Cool Stuff! no 2 (Black America & South America)
I was never previously antiquated with South American music, African American music, however, that I know at least something about. My dad is black and very interested in ancestry and some day would like to visit Africa. My parents had me and my siblings watch a lot of movies about slavery and racism. One of the things that showed up the most in these movies was gospel and spirituals. One of my favorite spirituals has always been "Swing Low Sweet Chariot". When I was younger I learned a Spiritual called "Lift Every Voice and Sing". This spiritual is the black national anthem. At first I didn't know that this was the black national anthem, and after my mom told me, I never though much about it. After looking up the words for this blog and reading them I realized how much pain were behind the words and the significance of it. The words are:
Lift every voice and sing
Till earth and heaven ring
Ring with the harmonies of Liberty
Let our rejoicing rise
High as the list'ning skies, let it resound loud as the rolling sea
Sing a song full of faith that the dark past has tought us
Sing a song full of the hope that the present has brought us
Facing the rising sun of our new day begun
Let us march on till victory is won
Stony the road we trod
Bitter the chast'ning rod
Felt in the day that hope unborn had died
Yet with a steady beat
Have not our weary feet
Come to the place on witch our fathers sighed
We have come over a way that with tears has been watered
We have come, treading our path through the blood of the slaughtered
Out from the gloomy past, till now we stand at last
Where the white gleam of our star is cast
God of our weary years
God of our silent tears
Thou who has brought us thus far on the way
Thou who has by thy might
Led us into the light
Keep us forever in the path, we pray
Lest our feet stray from the places, our God, where we met thee
Lest our hearts, drunk with the wine of the world, we forget thee
Shadowed beneath the hand
May we forever stand
True to our God
True to our native land
The melody of the spiritual is very simple, but I think that one reason is because the words are so powerful.

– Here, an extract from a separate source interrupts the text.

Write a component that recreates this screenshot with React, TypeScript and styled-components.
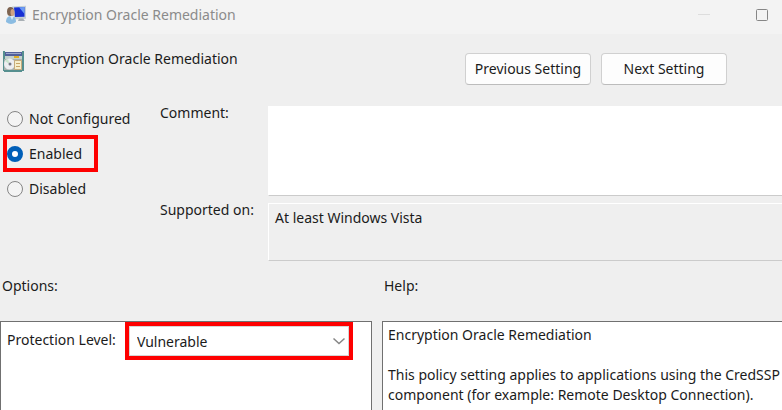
import React, { useState } from "react";
import styled, { createGlobalStyle, css } from "styled-components";

const GlobalStyle = createGlobalStyle`
  * { box-sizing: border-box; }
  body {
    margin: 0;
    background: #efefef;
    color: #1b1b1b;
    font: 14px/20px "Noto Sans", "Open Sans", sans-serif;
  }
  button, input, select, textarea { font: inherit; color: inherit; margin: 0; }
`;

const highlight = css`
  outline: 4px solid #fe0000;
`;

const Window = styled.div`
  display: flex;
  flex-direction: column;
  min-height: 100vh;
  overflow: hidden;
`;

const TitleBar = styled.header`
  display: flex;
  align-items: center;
  height: 34px;
  padding: 0 12px 4px 6px;
  gap: 6px;
  background: #f3f3f3;
  color: #8b8b8b;
`;

const WindowTitle = styled.h1`
  flex: 1;
  margin: 0;
  font-size: 14px;
  font-weight: 400;
`;

const CaptionButton = styled.button`
  display: flex;
  align-items: center;
  justify-content: center;
  width: 16px;
  height: 16px;
  margin-left: 36px;
  padding: 0;
  border: 0;
  background: none;
`;

const PolicyHeader = styled.section`
  display: flex;
  align-items: flex-start;
  gap: 10px;
  padding: 15px 55px 0 3px;
`;

const PolicyIcon = styled.span`
  display: flex;
  padding-top: 2px;
`;

const PolicyName = styled.h2`
  flex: 1;
  margin: 0;
  font-size: 14px;
  font-weight: 400;
`;

const NavButton = styled.button`
  width: 126px;
  height: 32px;
  margin-top: 4px;
  padding: 0 0 1px;
  border: 1px solid #d0d0d0;
  border-bottom-color: #bcbcbc;
  border-radius: 4px;
  background: #fdfdfd;
  white-space: nowrap;
`;

const Settings = styled.section`
  display: grid;
  grid-template-columns: 153px minmax(0, 1fr);
  padding: 18px 0 0 7px;
`;

const States = styled.fieldset`
  display: flex;
  flex-direction: column;
  align-items: flex-start;
  gap: 6px;
  min-width: 0;
  margin: 0;
  padding: 1px 0 0;
  border: 0;
`;

const StateLabel = styled.label<{ $marked?: boolean }>`
  display: flex;
  align-items: center;
  gap: 6px;
  height: 29px;
  padding-right: 12px;
  ${(p) => p.$marked && highlight}
`;

const Radio = styled.input`
  appearance: none;
  width: 16px;
  height: 16px;
  border: 1px solid #858585;
  border-radius: 50%;
  background: #f4f4f4;
  &:checked {
    border: 5px solid #005fb8;
    background: #fff;
  }
`;

const Fields = styled.div`
  display: grid;
  grid-template-columns: 108px minmax(0, 1fr);
  row-gap: 4px;
`;

const FieldLabel = styled.label`
  line-height: 20px;
`;

const TextArea = styled.textarea<{ $tall?: boolean }>`
  display: block;
  width: 100%;
  height: ${(p) => (p.$tall ? 90 : 58)}px;
  margin-top: 3px;
  padding: 4px 6px;
  border: 0 solid #fff;
  border-width: ${(p) => (p.$tall ? "0" : "1px")} 0 1px 1px;
  border-bottom-color: #cbcbcb;
  border-radius: 0;
  background: ${(p) => (p.$tall ? "#fff" : "#efefef")};
  resize: none;
  outline: 0;
`;

const Panes = styled.main`
  flex: 1;
  display: grid;
  grid-template-columns: minmax(0, 372fr) minmax(0, 400fr);
  grid-template-rows: auto 1fr;
  column-gap: 10px;
  row-gap: 25px;
  padding-top: 15px;
`;

const PaneTitle = styled.h3`
  margin: 0;
  padding-left: 2px;
  font-size: 14px;
  font-weight: 400;
`;

const Pane = styled.section`
  border: 1px solid #707070;
  border-bottom: 0;
  background: #fff;
`;

const OptionsPane = styled(Pane)`
  display: flex;
  align-items: flex-start;
  gap: 13px;
  padding: 4px 22px 0 6px;
`;

const OptionLabel = styled.label`
  padding-top: 4px;
  white-space: nowrap;
`;

const SelectBox = styled.div`
  display: grid;
  align-items: center;
  flex: 1;
  ${highlight}
`;

const Select = styled.select`
  grid-area: 1 / 1;
  appearance: none;
  width: 100%;
  height: 30px;
  padding: 1px 28px 0 7px;
  border: 1px solid #d5d5d5;
  border-radius: 0;
  background: #fff;
`;

const Chevron = styled.svg`
  grid-area: 1 / 1;
  justify-self: end;
  margin-right: 3px;
  pointer-events: none;
`;

const HelpPane = styled(Pane)`
  border-right: 0;
  padding: 3px 0 0 5px;
`;

const HelpText = styled.p`
  margin: 0 0 20px;
`;

const UserMonitorIcon = () => (
  <svg width="20" height="20" viewBox="0 0 20 20" aria-hidden="true">
    <path d="M6 1.500 20 .8v13L8 14.500z" fill="#c5cfd5" />
    <path d="M8 2.500 18.500 2v9.700L9 12z" fill="#1730d4" />
    <path d="M13 2.300 18.500 2v7z" fill="#6b9bf4" />
    <path d="M13 13.500h4l2 2.500h-7z" fill="#a9b0b5" />
    <ellipse cx="4.500" cy="6.500" rx="3.500" ry="4.500" fill="#7d6350" />
    <ellipse cx="6.500" cy="7.500" rx="2" ry="3.500" fill="#d0a382" />
    <path d="M0 17c0-4 2-6 5-6s5 2 5 6q-5 4-10 0z" fill="#8bbce2" />
    <path d="m4 11 2 4 2-4z" fill="#d8eaf7" />
  </svg>
);

const PolicyDocumentIcon = () => (
  <svg width="21" height="21" viewBox="0 0 21 21" aria-hidden="true">
    <path d="M0 0h2v1h17V0h2v20h-2v1H1v-1H0z" fill="#568f8f" />
    <path d="M2 1h17v4H2z" fill="#53619a" />
    <path d="M3 2h15v1H3z" fill="#9ca8cd" />
    <path d="M2 5h17v3H2z" fill="#c5d2cc" />
    <path d="M11 5h5v2h-5z" fill="#dfad26" />
    <path d="M1 8h18v11H1z" fill="#a8b0ad" />
    <circle cx="6.500" cy="13" r="5.500" fill="#ededf0" />
    <path d="M6.500 13 2 10l3-2z" fill="#c8e3cb" />
    <circle cx="7" cy="13" r="1.500" fill="#777985" />
    <path d="M11.500 9.500h7v9h-7z" fill="#f7eecb" stroke="#c6ab7c" />
    <path d="M13 12.500h4M13 15.500h4" stroke="#c9a468" />
  </svg>
);

const states = ["Not Configured", "Enabled", "Disabled"];

export default function App() {
  const [state, setState] = useState("Enabled");
  const [comment, setComment] = useState("");

  return (
    <Window>
      <GlobalStyle />
      <TitleBar>
        <UserMonitorIcon />
        <WindowTitle>Encryption Oracle Remediation</WindowTitle>
        <CaptionButton aria-label="Minimize" disabled>
          <svg width="12" height="12" aria-hidden="true">
            <path d="M0 5.500h12" stroke="#dddddd" />
          </svg>
        </CaptionButton>
        <CaptionButton aria-label="Maximize">
          <svg width="12" height="12" aria-hidden="true">
            <rect x=".5" y=".5" width="11" height="11" rx="1" fill="none" stroke="#868686" />
          </svg>
        </CaptionButton>
      </TitleBar>

      <PolicyHeader>
        <PolicyIcon>
          <PolicyDocumentIcon />
        </PolicyIcon>
        <PolicyName>Encryption Oracle Remediation</PolicyName>
        <NavButton>Previous Setting</NavButton>
        <NavButton>Next Setting</NavButton>
      </PolicyHeader>

      <Settings>
        <States aria-label="Policy state">
          {states.map((name) => (
            <StateLabel key={name} $marked={name === "Enabled"}>
              <Radio
                type="radio"
                name="state"
                checked={state === name}
                onChange={() => setState(name)}
              />
              {name}
            </StateLabel>
          ))}
        </States>
        <Fields>
          <FieldLabel htmlFor="comment">Comment:</FieldLabel>
          <TextArea
            id="comment"
            $tall
            value={comment}
            onChange={(e) => setComment(e.target.value)}
          />
          <FieldLabel htmlFor="supported">Supported on:</FieldLabel>
          <TextArea id="supported" readOnly value="At least Windows Vista" />
        </Fields>
      </Settings>

      <Panes>
        <PaneTitle>Options:</PaneTitle>
        <PaneTitle>Help:</PaneTitle>
        <OptionsPane>
          <OptionLabel htmlFor="level">Protection Level:</OptionLabel>
          <SelectBox>
            <Select id="level" defaultValue="Vulnerable">
              <option>Force Updated Clients</option>
              <option>Mitigated</option>
              <option>Vulnerable</option>
            </Select>
            <Chevron width="14" height="8" viewBox="0 0 14 8" aria-hidden="true">
              <path d="m1.500 1.500 5.500 5 5.500-5" fill="none" stroke="#868686" strokeWidth="1.500" />
            </Chevron>
          </SelectBox>
        </OptionsPane>
        <HelpPane>
          <HelpText>Encryption Oracle Remediation</HelpText>
          <HelpText>
            This policy setting applies to applications using the CredSSP component (for example:
            Remote Desktop Connection).
          </HelpText>
        </HelpPane>
      </Panes>
    </Window>
  );
}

As for South American music, the first time I had ever heard it was in class. I thought it was super cool what we were taught about the Andean people traveling the world to share their music with everyone. I have heard of opera singers going to elementary schools and such to share that culture with them, but I had never heard of any other people doing that with their music.
This is all interesting, Sarah. Yes, Swing Low Sweet Chariot and Lift Every Voice and Sing are really important songs. Did you know that many of the spirituals sung by enslaved African-Americans (including "Swing Low") actually had hidden messages in them for slaves trying to escape to the North? It can be really interesting to look up what all of the symbolic lyrics meant.